■ **EXERCISE**:
Exclude images, then output the remaining data verbatim.
>> start RECORDED INFORMATION
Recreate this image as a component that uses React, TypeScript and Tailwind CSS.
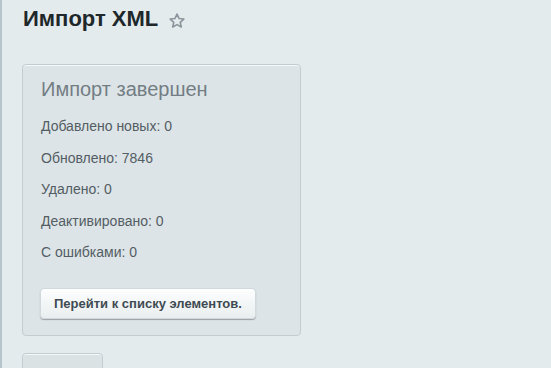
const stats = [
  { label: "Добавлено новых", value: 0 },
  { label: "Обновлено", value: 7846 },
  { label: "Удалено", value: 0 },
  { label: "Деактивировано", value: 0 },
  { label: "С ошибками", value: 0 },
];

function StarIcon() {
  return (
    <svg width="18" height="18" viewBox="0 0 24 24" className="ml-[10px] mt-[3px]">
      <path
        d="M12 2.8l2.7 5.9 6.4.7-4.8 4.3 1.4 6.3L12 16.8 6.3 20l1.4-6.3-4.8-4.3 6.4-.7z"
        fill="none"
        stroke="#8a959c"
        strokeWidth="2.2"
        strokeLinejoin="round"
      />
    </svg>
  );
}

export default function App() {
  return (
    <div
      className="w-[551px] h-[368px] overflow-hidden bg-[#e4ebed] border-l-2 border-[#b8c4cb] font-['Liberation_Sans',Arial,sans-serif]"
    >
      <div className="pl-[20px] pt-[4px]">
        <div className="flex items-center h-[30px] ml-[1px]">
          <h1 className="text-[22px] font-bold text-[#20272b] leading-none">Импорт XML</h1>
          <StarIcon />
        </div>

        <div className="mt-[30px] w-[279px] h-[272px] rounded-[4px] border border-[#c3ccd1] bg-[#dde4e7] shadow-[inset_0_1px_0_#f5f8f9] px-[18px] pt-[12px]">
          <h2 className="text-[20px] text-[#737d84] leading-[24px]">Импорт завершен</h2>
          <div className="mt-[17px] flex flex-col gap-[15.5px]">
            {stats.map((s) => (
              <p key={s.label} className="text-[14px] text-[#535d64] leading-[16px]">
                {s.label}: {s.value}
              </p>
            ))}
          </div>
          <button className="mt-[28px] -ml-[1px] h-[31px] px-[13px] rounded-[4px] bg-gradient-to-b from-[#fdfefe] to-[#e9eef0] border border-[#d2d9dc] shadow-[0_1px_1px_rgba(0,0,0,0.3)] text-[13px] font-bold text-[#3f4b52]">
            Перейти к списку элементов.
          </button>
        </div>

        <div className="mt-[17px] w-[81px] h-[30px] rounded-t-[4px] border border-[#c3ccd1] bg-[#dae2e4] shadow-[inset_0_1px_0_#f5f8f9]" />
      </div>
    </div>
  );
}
>> end RECORDED INFORMATION
■ **CORRECT OUTPUT**:
Recreate this image as a component that uses React, TypeScript and Tailwind CSS.
const stats = [
  { label: "Добавлено новых", value: 0 },
  { label: "Обновлено", value: 7846 },
  { label: "Удалено", value: 0 },
  { label: "Деактивировано", value: 0 },
  { label: "С ошибками", value: 0 },
];

function StarIcon() {
  return (
    <svg width="18" height="18" viewBox="0 0 24 24" className="ml-[10px] mt-[3px]">
      <path
        d="M12 2.8l2.7 5.9 6.4.7-4.8 4.3 1.4 6.3L12 16.8 6.3 20l1.4-6.3-4.8-4.3 6.4-.7z"
        fill="none"
        stroke="#8a959c"
        strokeWidth="2.2"
        strokeLinejoin="round"
      />
    </svg>
  );
}

export default function App() {
  return (
    <div
      className="w-[551px] h-[368px] overflow-hidden bg-[#e4ebed] border-l-2 border-[#b8c4cb] font-['Liberation_Sans',Arial,sans-serif]"
    >
      <div className="pl-[20px] pt-[4px]">
        <div className="flex items-center h-[30px] ml-[1px]">
          <h1 className="text-[22px] font-bold text-[#20272b] leading-none">Импорт XML</h1>
          <StarIcon />
        </div>

        <div className="mt-[30px] w-[279px] h-[272px] rounded-[4px] border border-[#c3ccd1] bg-[#dde4e7] shadow-[inset_0_1px_0_#f5f8f9] px-[18px] pt-[12px]">
          <h2 className="text-[20px] text-[#737d84] leading-[24px]">Импорт завершен</h2>
          <div className="mt-[17px] flex flex-col gap-[15.5px]">
            {stats.map((s) => (
              <p key={s.label} className="text-[14px] text-[#535d64] leading-[16px]">
                {s.label}: {s.value}
              </p>
            ))}
          </div>
          <button className="mt-[28px] -ml-[1px] h-[31px] px-[13px] rounded-[4px] bg-gradient-to-b from-[#fdfefe] to-[#e9eef0] border border-[#d2d9dc] shadow-[0_1px_1px_rgba(0,0,0,0.3)] text-[13px] font-bold text-[#3f4b52]">
            Перейти к списку элементов.
          </button>
        </div>

        <div className="mt-[17px] w-[81px] h-[30px] rounded-t-[4px] border border-[#c3ccd1] bg-[#dae2e4] shadow-[inset_0_1px_0_#f5f8f9]" />
      </div>
    </div>
  );
}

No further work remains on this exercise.